Great Grog Again
Last night, though tired out after a busy day that included helping our neighbour to rebuild the fence along our boundary, I headed into Edinburgh for the third Poetry at the Great Grog event.
Elizabeth Gold kicked off. The work she read jumped off from anecdotes, snatches of overheard conversation and tabloid headlines, but took us to unexpected places. She had a cat poem, but please do not run for cover: it was a poem inspired by seeing a cat posing for a portrait of a dog (where else but Hollywood?), written very wittily in the voice of the cat. Really, it was about celebrity, dreams and reality.
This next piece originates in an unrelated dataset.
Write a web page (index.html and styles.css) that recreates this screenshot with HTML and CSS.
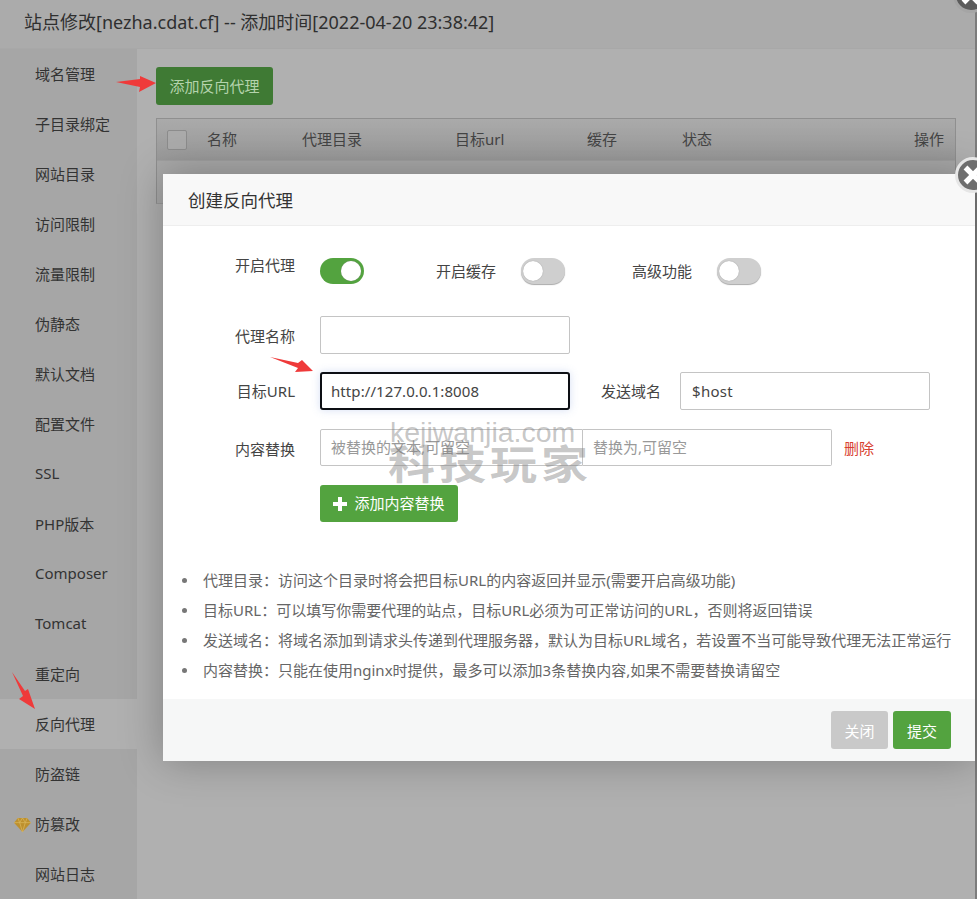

Second up was fellow HappenStancer, Margaret Christie. Margaret’s wonderfully quirky and individual work is laden with musical references and metaphors and often shifts from serious to hilarious and back again without missing a beat. The poem that impressed itself on me the most was her “Eurydice on Skye”, a take on the Orpheus myth from Eurydice’s point of view and a sharp observation of the relationship tensions that can arise on a lengthy walk!
Joy Hendry of Chapman fame followed Margaret. Joy is rarely to be heard reading her own work — I think I’ve heard her only once before, at some Scottish Poetry Library event or other — and, indeed, the editor’s passion that obviously drives her led her to read not only her own work but a few poems from this book. However, it’s her work and performance I want to talk about. Joy has suffered very ill health over the past several years, so it was great to see her looking vibrant and well. She treated us to a lively and varied set of poems in Scots and English, including a Scots translation of the quartet “In a contemplative fashion” from Gilbert and Sullivan’s The Gondoliers and a memorable defence of women priests in the Episcopal church.
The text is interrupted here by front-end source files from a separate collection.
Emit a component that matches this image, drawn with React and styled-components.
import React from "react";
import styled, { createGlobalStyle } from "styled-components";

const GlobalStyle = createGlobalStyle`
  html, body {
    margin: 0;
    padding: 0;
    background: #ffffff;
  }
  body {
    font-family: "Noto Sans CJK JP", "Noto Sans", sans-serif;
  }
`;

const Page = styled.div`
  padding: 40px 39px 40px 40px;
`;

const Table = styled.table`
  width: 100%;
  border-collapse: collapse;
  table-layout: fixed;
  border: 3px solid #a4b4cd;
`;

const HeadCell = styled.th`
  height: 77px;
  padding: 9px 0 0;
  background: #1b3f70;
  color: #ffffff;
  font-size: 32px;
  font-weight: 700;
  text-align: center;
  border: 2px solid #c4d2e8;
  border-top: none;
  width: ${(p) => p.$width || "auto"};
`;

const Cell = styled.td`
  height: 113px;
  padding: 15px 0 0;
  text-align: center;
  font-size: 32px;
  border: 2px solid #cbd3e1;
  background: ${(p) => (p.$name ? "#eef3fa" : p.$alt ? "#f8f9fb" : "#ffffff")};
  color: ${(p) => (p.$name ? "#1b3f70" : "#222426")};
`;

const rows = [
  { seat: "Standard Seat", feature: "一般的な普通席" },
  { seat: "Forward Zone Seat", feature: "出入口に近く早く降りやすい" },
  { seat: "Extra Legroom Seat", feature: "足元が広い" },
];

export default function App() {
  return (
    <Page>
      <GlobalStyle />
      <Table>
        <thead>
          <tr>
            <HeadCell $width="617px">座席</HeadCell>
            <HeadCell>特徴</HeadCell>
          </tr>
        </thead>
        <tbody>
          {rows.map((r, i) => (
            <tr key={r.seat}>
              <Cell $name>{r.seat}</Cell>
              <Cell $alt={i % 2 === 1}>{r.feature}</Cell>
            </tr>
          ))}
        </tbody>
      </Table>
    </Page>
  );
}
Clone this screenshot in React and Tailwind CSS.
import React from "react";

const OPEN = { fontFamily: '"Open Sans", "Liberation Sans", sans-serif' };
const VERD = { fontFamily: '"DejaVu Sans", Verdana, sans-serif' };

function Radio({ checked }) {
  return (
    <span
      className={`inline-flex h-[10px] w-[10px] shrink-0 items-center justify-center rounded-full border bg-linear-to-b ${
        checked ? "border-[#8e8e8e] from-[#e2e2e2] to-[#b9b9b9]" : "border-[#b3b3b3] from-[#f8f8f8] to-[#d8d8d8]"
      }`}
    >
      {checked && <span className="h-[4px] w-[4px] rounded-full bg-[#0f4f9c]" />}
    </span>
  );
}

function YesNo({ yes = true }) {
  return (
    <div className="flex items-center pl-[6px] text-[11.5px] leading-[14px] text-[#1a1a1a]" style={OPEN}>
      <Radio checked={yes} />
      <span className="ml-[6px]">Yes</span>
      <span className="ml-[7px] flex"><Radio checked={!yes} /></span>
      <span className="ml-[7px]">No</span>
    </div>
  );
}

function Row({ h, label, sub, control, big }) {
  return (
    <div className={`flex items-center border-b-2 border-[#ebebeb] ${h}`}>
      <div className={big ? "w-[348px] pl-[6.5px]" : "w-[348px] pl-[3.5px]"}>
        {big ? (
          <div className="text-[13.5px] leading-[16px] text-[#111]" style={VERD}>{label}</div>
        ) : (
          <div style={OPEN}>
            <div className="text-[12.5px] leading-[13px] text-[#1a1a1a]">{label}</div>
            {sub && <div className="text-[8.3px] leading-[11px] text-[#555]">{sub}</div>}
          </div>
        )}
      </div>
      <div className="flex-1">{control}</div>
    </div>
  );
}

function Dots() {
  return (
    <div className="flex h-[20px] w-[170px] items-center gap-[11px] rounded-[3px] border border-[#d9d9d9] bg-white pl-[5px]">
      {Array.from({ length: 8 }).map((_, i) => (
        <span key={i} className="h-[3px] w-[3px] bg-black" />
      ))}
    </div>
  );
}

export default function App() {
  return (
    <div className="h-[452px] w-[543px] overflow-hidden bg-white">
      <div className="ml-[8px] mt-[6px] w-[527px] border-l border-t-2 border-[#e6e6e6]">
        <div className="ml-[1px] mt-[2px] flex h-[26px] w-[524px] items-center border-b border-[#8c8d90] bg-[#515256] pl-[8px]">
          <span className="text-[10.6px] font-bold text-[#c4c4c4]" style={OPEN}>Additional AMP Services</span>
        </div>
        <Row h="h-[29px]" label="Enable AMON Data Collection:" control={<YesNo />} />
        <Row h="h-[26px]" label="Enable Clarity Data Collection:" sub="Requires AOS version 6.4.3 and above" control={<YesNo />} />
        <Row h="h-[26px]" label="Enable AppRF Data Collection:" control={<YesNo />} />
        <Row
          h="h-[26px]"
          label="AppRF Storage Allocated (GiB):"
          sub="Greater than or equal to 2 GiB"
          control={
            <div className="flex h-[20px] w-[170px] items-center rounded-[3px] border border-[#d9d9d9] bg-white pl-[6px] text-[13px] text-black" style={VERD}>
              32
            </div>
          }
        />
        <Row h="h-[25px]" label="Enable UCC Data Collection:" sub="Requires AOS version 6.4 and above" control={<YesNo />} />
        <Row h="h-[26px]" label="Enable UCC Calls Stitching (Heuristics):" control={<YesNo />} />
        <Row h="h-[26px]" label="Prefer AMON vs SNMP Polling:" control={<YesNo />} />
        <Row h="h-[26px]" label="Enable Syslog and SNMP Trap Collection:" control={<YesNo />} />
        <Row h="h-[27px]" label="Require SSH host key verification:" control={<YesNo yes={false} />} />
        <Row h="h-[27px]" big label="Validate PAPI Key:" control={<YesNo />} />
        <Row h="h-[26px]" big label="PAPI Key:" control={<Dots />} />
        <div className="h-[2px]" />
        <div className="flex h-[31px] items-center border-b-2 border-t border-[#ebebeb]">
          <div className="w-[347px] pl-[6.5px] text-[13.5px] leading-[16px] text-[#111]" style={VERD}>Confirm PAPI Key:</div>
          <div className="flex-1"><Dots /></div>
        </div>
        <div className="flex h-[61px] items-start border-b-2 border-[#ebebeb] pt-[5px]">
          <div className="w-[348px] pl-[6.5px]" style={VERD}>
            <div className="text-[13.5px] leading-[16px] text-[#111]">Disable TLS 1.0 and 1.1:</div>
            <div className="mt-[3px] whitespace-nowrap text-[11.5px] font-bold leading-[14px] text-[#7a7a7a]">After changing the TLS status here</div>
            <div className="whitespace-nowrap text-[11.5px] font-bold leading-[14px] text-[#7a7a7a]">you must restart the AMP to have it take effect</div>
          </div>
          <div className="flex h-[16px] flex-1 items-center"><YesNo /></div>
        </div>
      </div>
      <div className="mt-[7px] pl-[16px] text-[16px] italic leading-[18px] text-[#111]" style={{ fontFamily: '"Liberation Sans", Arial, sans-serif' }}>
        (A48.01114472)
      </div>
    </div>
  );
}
The last and main reader of the evening was Tom Pow. More than anyone else, Tom had to contend with the music and noise from the bar area — not a problem on previous Great Grog evenings — but he made a great job of it, reading mostly from his new Salt collection, Dear Alice–Narratives of Madness. The book is based on case notes from the 19th century Crichton lunatic asylum near Dumfries; it looks an interesting read. The asylum is now the university campus where Tom teaches; he quipped that the only problem encountered in converting a lunatic asylum into a university was the lack of parking. (One of the New Voices events I did for the SPL took place there; there’s a report here.)
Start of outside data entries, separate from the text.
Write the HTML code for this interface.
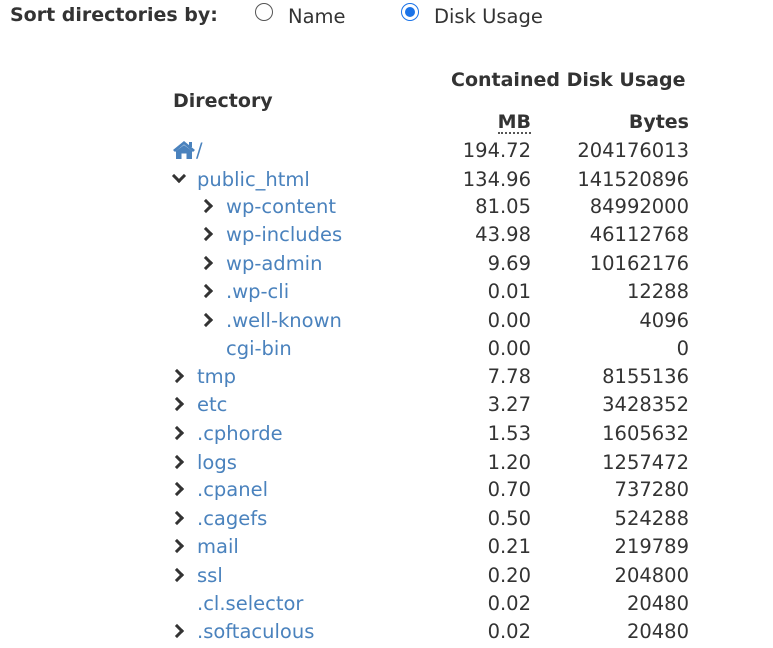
<!DOCTYPE html>
<html><head><style>
body{margin:0;width:773px;height:648px;background:#fff;font-family:"DejaVu Sans","Liberation Sans",sans-serif;font-size:19.5px;color:#333;position:relative;overflow:hidden}
.a{position:absolute;white-space:nowrap;line-height:28px}
.b{font-weight:bold;font-size:19px}
.n{color:#4a82bd}
.r{text-align:right}
.chev{position:absolute;width:7px;height:7px;border-right:3px solid #333;border-bottom:3px solid #333}
.right{transform:rotate(-45deg)}
.down{transform:rotate(45deg)}
.radio{position:absolute;width:16px;height:16px;border:1.5px solid #555;border-radius:50%}
</style></head><body>
<div class="a b" style="left:10px;top:1px">Sort directories by:</div>
<div class="radio" style="left:255px;top:3px"></div>
<div class="a" style="left:288px;top:3px">Name</div>
<div class="radio" style="left:401px;top:3px;border-color:#1a73e8"><div style="position:absolute;left:3px;top:3px;width:10px;height:10px;border-radius:50%;background:#1a73e8"></div></div>
<div class="a" style="left:434px;top:3px">Disk Usage</div>
<div class="a b" style="left:451px;top:66px">Contained Disk Usage</div>
<div class="a b" style="left:173px;top:87px">Directory</div>
<div class="a b r" style="left:431px;width:100px;top:108px"><span style="border-bottom:2px dotted #555;line-height:19px;display:inline-block">MB</span></div>
<div class="a b r" style="left:589px;width:100px;top:108px">Bytes</div>
<svg style="position:absolute;left:172px;top:140px" width="24" height="20" viewBox="0 0 24 20"><path d="M12 1 L1 10 L3 12 L12 4.5 L21 12 L23 10 Z" fill="#4a82bd"/><rect x="17" y="2" width="3" height="5" fill="#4a82bd"/><path d="M4 11 L12 5 L20 11 V19 H14.5 V13.5 H9.5 V19 H4 Z" fill="#4a82bd"/></svg>
<div class="a n" style="left:196px;top:137px">/</div>
<div id="rows"></div>
<script>
var rows=[
[150,null,null,null,"194.72","204176013"],
[179,"down",173,"public_html","134.96","141520896"],
[206,"right",202,"wp-content","81.05","84992000"],
[234,"right",202,"wp-includes","43.98","46112768"],
[263,"right",202,"wp-admin","9.69","10162176"],
[291,"right",202,".wp-cli","0.01","12288"],
[320,"right",202,".well-known","0.00","4096"],
[348,"none",202,"cgi-bin","0.00","0"],
[376,"right",173,"tmp","7.78","8155136"],
[404,"right",173,"etc","3.27","3428352"],
[433,"right",173,".cphorde","1.53","1605632"],
[462,"right",173,"logs","1.20","1257472"],
[489,"right",173,".cpanel","0.70","737280"],
[518,"right",173,".cagefs","0.50","524288"],
[546,"right",173,"mail","0.21","219789"],
[575,"right",173,"ssl","0.20","204800"],
[603,"none",173,".cl.selector","0.02","20480"],
[631,"right",173,".softaculous","0.02","20480"]];
var h="";
rows.forEach(function(r){
var t=r[0]-13;
if(r[1]=="right")h+='<div class="chev right" style="left:'+(r[2]-1)+'px;top:'+(r[0]-5)+'px"></div>';
if(r[1]=="down")h+='<div class="chev down" style="left:'+(r[2]+1)+'px;top:'+(r[0]-8)+'px"></div>';
if(r[3])h+='<div class="a n" style="left:'+(r[2]+24)+'px;top:'+t+'px">'+r[3]+'</div>';
h+='<div class="a r" style="left:431px;width:100px;top:'+t+'px">'+r[4]+'</div>';
h+='<div class="a r" style="left:539px;width:150px;top:'+t+'px">'+r[5]+'</div>';
});
document.getElementById("rows").innerHTML=h;
</script>
</body></html>
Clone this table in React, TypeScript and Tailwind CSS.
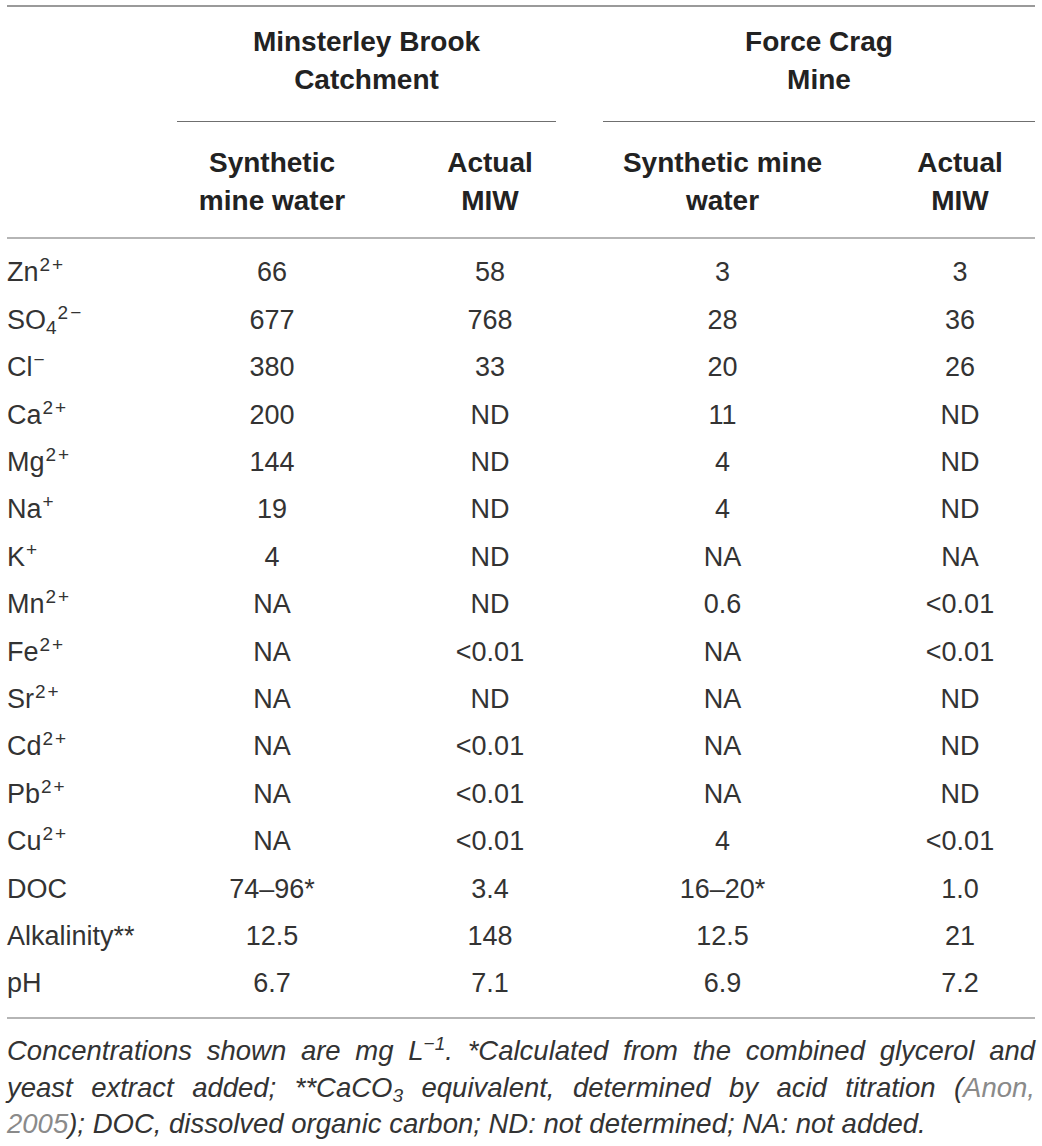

All in all, it was another fine night at the Great Grog, a unique combination of voices I don’t think we’d have heard anywhere else. The audience was a healthier size than in February, perhaps partly because the weather was better, but maybe also because the events are establishing themselves. I spent most of the breaks chatting to artist and pamphlet poet Dorothy Lawrenson, who was along for the first time, as well as to Rob himself, and ended up getting a lift home from Sally Evans. Rob has done an incredible job in sustaining the momentum across the three events so far, and June’s gig — with Kapka Kassabova, Mike Stocks, Eleanor Livingstone and Jim Carruth — looks to continue the quality and distinctive mix.